● **THE PROBLEM**
Write the listing below out again exactly, dropping the images.
--- start DATASET EXTRACT ---
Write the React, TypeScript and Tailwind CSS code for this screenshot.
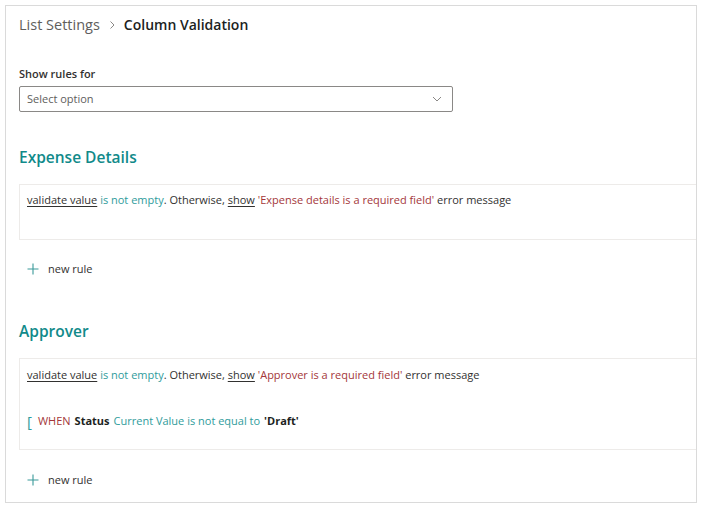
import React from 'react';

const font = { fontFamily: '"Open Sans", "Noto Sans", sans-serif' };

function Plus() {
  return (
    <svg width="12" height="12" viewBox="0 0 12 12" className="text-[#3a9a9a]">
      <path d="M6 0.5v11M0.5 6h11" stroke="currentColor" strokeWidth="1.1" fill="none" />
    </svg>
  );
}

function NewRule() {
  return (
    <button className="flex h-[30px] items-center gap-[9px] pl-[8px] text-[11px] text-[#323130]">
      <Plus />
      <span>new rule</span>
    </button>
  );
}

function Validate({ message }: { message: string }) {
  return (
    <div className="text-[11px] leading-[16px] text-[#323130]">
      <span className="underline underline-offset-2">validate value</span>{' '}
      <span className="text-[#2f9c9c]">is not empty</span>. Otherwise,{' '}
      <span className="underline underline-offset-2">show</span>{' '}
      <span className="text-[#a4373a]">'{message}'</span> error message
    </div>
  );
}

export default function App() {
  return (
    <div className="min-h-screen bg-white p-[5px]" style={font}>
      <div className="h-[498px] w-[692px] border border-[#dadada] pl-[13px] pt-[9px]">
        <div className="flex items-center text-[14.5px] leading-[20px]">
          <span className="text-[#605e5c]">List Settings</span>
          <svg width="7" height="10" viewBox="0 0 7 10" className="ml-[9px] mr-[8px]">
            <path d="M1.5 1.5 5 5 1.5 8.5" stroke="#8a8886" strokeWidth="1" fill="none" />
          </svg>
          <span className="text-[14px] font-semibold text-[#201f1e]">Column Validation</span>
        </div>

        <div className="mt-[31px] text-[11px] font-semibold leading-[16px] text-[#323130]">Show rules for</div>
        <div className="mt-[4px] flex h-[26px] w-[434px] items-center justify-between rounded-[2px] border border-[#8a8886] pl-[7px] pr-[10px] text-[11px] text-[#605e5c]">
          <span>Select option</span>
          <svg width="10" height="6" viewBox="0 0 10 6">
            <path d="M1 1l4 4 4-4" stroke="#8a8886" strokeWidth="1" fill="none" />
          </svg>
        </div>

        <h2 className="mt-[33px] text-[15.5px] font-semibold leading-[24px] text-[#118a8a]">Expense Details</h2>
        <div className="mt-[15px] h-[56px] border border-r-0 border-[#edebe9] px-[7px] pt-[7px]">
          <Validate message="Expense details is a required field" />
        </div>
        <div className="mt-[14px]">
          <NewRule />
        </div>

        <h2 className="mt-[35px] text-[15.5px] font-semibold leading-[24px] text-[#118a8a]">Approver</h2>
        <div className="mt-[15px] h-[92px] border border-r-0 border-[#edebe9] px-[7px] pt-[8px]">
          <Validate message="Approver is a required field" />
          <div className="mt-[30px] flex items-center text-[11px] leading-[16px]">
            <span className="mr-[6px] text-[15px] leading-[16px] text-[#2f9c9c]">[</span>
            <span className="text-[#a4373a]">WHEN</span>
            <span className="ml-[4px] font-bold text-[#201f1e]">Status</span>
            <span className="ml-[4px] text-[#2f9c9c]">Current Value is not equal to</span>
            <span className="ml-[4px] font-bold text-[#201f1e]">'Draft'</span>
          </div>
        </div>
        <div className="mt-[15px]">
          <NewRule />
        </div>
      </div>
    </div>
  );
}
--- end DATASET EXTRACT ---
● **WRITTEN RESPONSE**
Write the React, TypeScript and Tailwind CSS code for this screenshot.
import React from 'react';

const font = { fontFamily: '"Open Sans", "Noto Sans", sans-serif' };

function Plus() {
  return (
    <svg width="12" height="12" viewBox="0 0 12 12" className="text-[#3a9a9a]">
      <path d="M6 0.5v11M0.5 6h11" stroke="currentColor" strokeWidth="1.1" fill="none" />
    </svg>
  );
}

function NewRule() {
  return (
    <button className="flex h-[30px] items-center gap-[9px] pl-[8px] text-[11px] text-[#323130]">
      <Plus />
      <span>new rule</span>
    </button>
  );
}

function Validate({ message }: { message: string }) {
  return (
    <div className="text-[11px] leading-[16px] text-[#323130]">
      <span className="underline underline-offset-2">validate value</span>{' '}
      <span className="text-[#2f9c9c]">is not empty</span>. Otherwise,{' '}
      <span className="underline underline-offset-2">show</span>{' '}
      <span className="text-[#a4373a]">'{message}'</span> error message
    </div>
  );
}

export default function App() {
  return (
    <div className="min-h-screen bg-white p-[5px]" style={font}>
      <div className="h-[498px] w-[692px] border border-[#dadada] pl-[13px] pt-[9px]">
        <div className="flex items-center text-[14.5px] leading-[20px]">
          <span className="text-[#605e5c]">List Settings</span>
          <svg width="7" height="10" viewBox="0 0 7 10" className="ml-[9px] mr-[8px]">
            <path d="M1.5 1.5 5 5 1.5 8.5" stroke="#8a8886" strokeWidth="1" fill="none" />
          </svg>
          <span className="text-[14px] font-semibold text-[#201f1e]">Column Validation</span>
        </div>

        <div className="mt-[31px] text-[11px] font-semibold leading-[16px] text-[#323130]">Show rules for</div>
        <div className="mt-[4px] flex h-[26px] w-[434px] items-center justify-between rounded-[2px] border border-[#8a8886] pl-[7px] pr-[10px] text-[11px] text-[#605e5c]">
          <span>Select option</span>
          <svg width="10" height="6" viewBox="0 0 10 6">
            <path d="M1 1l4 4 4-4" stroke="#8a8886" strokeWidth="1" fill="none" />
          </svg>
        </div>

        <h2 className="mt-[33px] text-[15.5px] font-semibold leading-[24px] text-[#118a8a]">Expense Details</h2>
        <div className="mt-[15px] h-[56px] border border-r-0 border-[#edebe9] px-[7px] pt-[7px]">
          <Validate message="Expense details is a required field" />
        </div>
        <div className="mt-[14px]">
          <NewRule />
        </div>

        <h2 className="mt-[35px] text-[15.5px] font-semibold leading-[24px] text-[#118a8a]">Approver</h2>
        <div className="mt-[15px] h-[92px] border border-r-0 border-[#edebe9] px-[7px] pt-[8px]">
          <Validate message="Approver is a required field" />
          <div className="mt-[30px] flex items-center text-[11px] leading-[16px]">
            <span className="mr-[6px] text-[15px] leading-[16px] text-[#2f9c9c]">[</span>
            <span className="text-[#a4373a]">WHEN</span>
            <span className="ml-[4px] font-bold text-[#201f1e]">Status</span>
            <span className="ml-[4px] text-[#2f9c9c]">Current Value is not equal to</span>
            <span className="ml-[4px] font-bold text-[#201f1e]">'Draft'</span>
          </div>
        </div>
        <div className="mt-[15px]">
          <NewRule />
        </div>
      </div>
    </div>
  );
}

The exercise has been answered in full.